In pre-modern chemistry and alchemy, cohobation was the process of repeated distillation of the same matter, with the liquid drawn from it (successive redistillation); that liquid being poured again and again upon the matter left at the bottom of the vessel. Cohobation is a kind of circulation, only differing from it in this, that the liquid is drawn off in cohobation, as in common distillation, and thrown back again; whereas in circulation, it rises and falls in the same vessel, without ever being drawn out.

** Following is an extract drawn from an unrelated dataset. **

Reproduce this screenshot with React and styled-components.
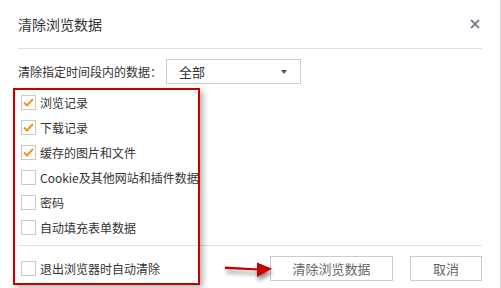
import React from "react";
import styled, { createGlobalStyle } from "styled-components";

const Global = createGlobalStyle`
  html, body { margin: 0; padding: 0; background: #fff; }
  * { box-sizing: border-box; }
`;

const Dialog = styled.div`
  position: relative;
  width: 501px;
  height: 288px;
  background: #fff;
  border-right: 1px solid #d4d4d4;
  font-family: "Noto Sans CJK SC", "Noto Sans", sans-serif;
  color: #333;
  overflow: hidden;
`;

const Header = styled.div`
  margin: 0 18px;
  height: 49px;
  border-bottom: 1px solid #dfe2e8;
  display: flex;
  align-items: center;
  justify-content: space-between;
  padding-right: 2px;
  padding-bottom: 1px;
`;

const Title = styled.div`
  font-size: 14px;
  line-height: 20px;
  color: #333;
`;

const Close = styled.button`
  border: 0;
  background: none;
  padding: 0;
  width: 10px;
  height: 10px;
  display: flex;
  cursor: pointer;
`;

const Body = styled.div`
  padding: 0 18px;
`;

const RangeRow = styled.div`
  margin-top: 10px;
  display: flex;
  align-items: center;
  height: 25px;
  font-size: 12px;
`;

const RangeLabel = styled.span`
  width: 148px;
  white-space: nowrap;
`;

const Select = styled.div`
  width: 135px;
  height: 25px;
  border: 1px solid #cccccc;
  display: flex;
  align-items: center;
  justify-content: space-between;
  padding: 0 13px 0 12px;
  font-size: 13px;
  color: #333;
`;

const Caret = styled.span`
  width: 0;
  height: 0;
  border-left: 3.5px solid transparent;
  border-right: 3.5px solid transparent;
  border-top: 4px solid #555;
`;

const OptionList = styled.div`
  margin-top: 6px;
  display: flex;
  flex-direction: column;
`;

const Option = styled.label`
  height: 25px;
  display: flex;
  align-items: center;
  font-size: 12px;
  color: #333;
  padding-left: ${(p) => p.$indent || 3}px;
  white-space: nowrap;
`;

const Box = styled.span`
  width: 15px;
  height: 15px;
  border: 1px solid #c9c9c9;
  background: #fff;
  margin-right: 4px;
  display: flex;
  align-items: center;
  justify-content: center;
  flex-shrink: 0;
`;

const Footer = styled.div`
  margin: 5px 18px 0;
  border-top: 1px solid #dcdfe4;
  padding-top: 10px;
  display: flex;
  align-items: center;
  justify-content: space-between;
`;

const Buttons = styled.div`
  display: flex;
  gap: 17px;
`;

const Button = styled.button`
  width: ${(p) => p.$w}px;
  height: 25px;
  border: 1px solid #cccccc;
  background: #fff;
  color: #666;
  font-family: "Noto Sans CJK SC", "Noto Sans", sans-serif;
  font-size: 13px;
  padding: 0;
  cursor: pointer;
`;

const Highlight = styled.div`
  position: absolute;
  left: 13px;
  top: 88px;
  width: 187px;
  height: 197px;
  border: 2px solid #c40000;
  box-shadow: 3px 3px 6px rgba(0, 0, 0, 0.3);
  pointer-events: none;
`;

const ArrowSvg = styled.svg`
  position: absolute;
  left: 222px;
  top: 258px;
  overflow: visible;
  filter: drop-shadow(1px 4px 2px rgba(0, 0, 0, 0.45));
  pointer-events: none;
`;

const Check = () => (
  <svg width="13" height="13" viewBox="0 0 13 13">
    <path d="M2 6.5 L5 9.5 L11 3" fill="none" stroke="#f7931e" strokeWidth="2" />
  </svg>
);

const Checkbox = ({ checked }) => <Box>{checked && <Check />}</Box>;

const options = [
  { label: "浏览记录", checked: true },
  { label: "下载记录", checked: true },
  { label: "缓存的图片和文件", checked: true },
  { label: "Cookie及其他网站和插件数据", checked: false },
  { label: "密码", checked: false },
  { label: "自动填充表单数据", checked: false },
];

export default function App() {
  return (
    <>
      <Global />
      <Dialog>
        <Header>
          <Title>清除浏览数据</Title>
          <Close aria-label="关闭">
            <svg width="10" height="10" viewBox="0 0 10 10">
              <path d="M1 1 L9 9 M9 1 L1 9" stroke="#7d8596" strokeWidth="2" />
            </svg>
          </Close>
        </Header>
        <Body>
          <RangeRow>
            <RangeLabel>清除指定时间段内的数据：</RangeLabel>
            <Select>
              <span>全部</span>
              <Caret />
            </Select>
          </RangeRow>
          <OptionList>
            {options.map((o) => (
              <Option key={o.label}>
                <Checkbox checked={o.checked} />
                {o.label}
              </Option>
            ))}
          </OptionList>
        </Body>
        <Footer>
          <Option>
            <Checkbox />
            退出浏览器时自动清除
          </Option>
          <Buttons>
            <Button $w={123}>清除浏览数据</Button>
            <Button $w={72}>取消</Button>
          </Buttons>
        </Footer>
        <Highlight />
        <ArrowSvg width="52" height="22" viewBox="0 0 52 22">
          <path d="M3 8.5 L37 10.5 L37 12.5 L3 11 Z" fill="#c40000" />
          <path d="M35 4.5 L50 10.8 L35 19 Z" fill="#c40000" />
        </ArrowSvg>
      </Dialog>
    </>
  );
}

Cohobation is not recognized as a useful process in modern chemistry. Indeed, it is equivalent to performing the same distillation a number of times and does not increase the purity of the distillate or alter the residue any more than would be done by maintaining it at elevated temperature for the same period of time. The Dean-Stark trap does involve returning some distillate to the reaction flask: a solution is distilled and the condensed liquid is collected in a tube wherein water settles to the bottom and is drained out, while an organic solvent returns to the boiling solution. However, the process is not manual, most of the solvent does not leave the reaction flask, and the apparatus achieves a useful purpose (removing water from the reaction mixture). Circulation, on the other hand, is approximately the same as reflux, where a solution is maintained at its boiling point by condensing the distilling vapors and returning them directly to the reaction mixture.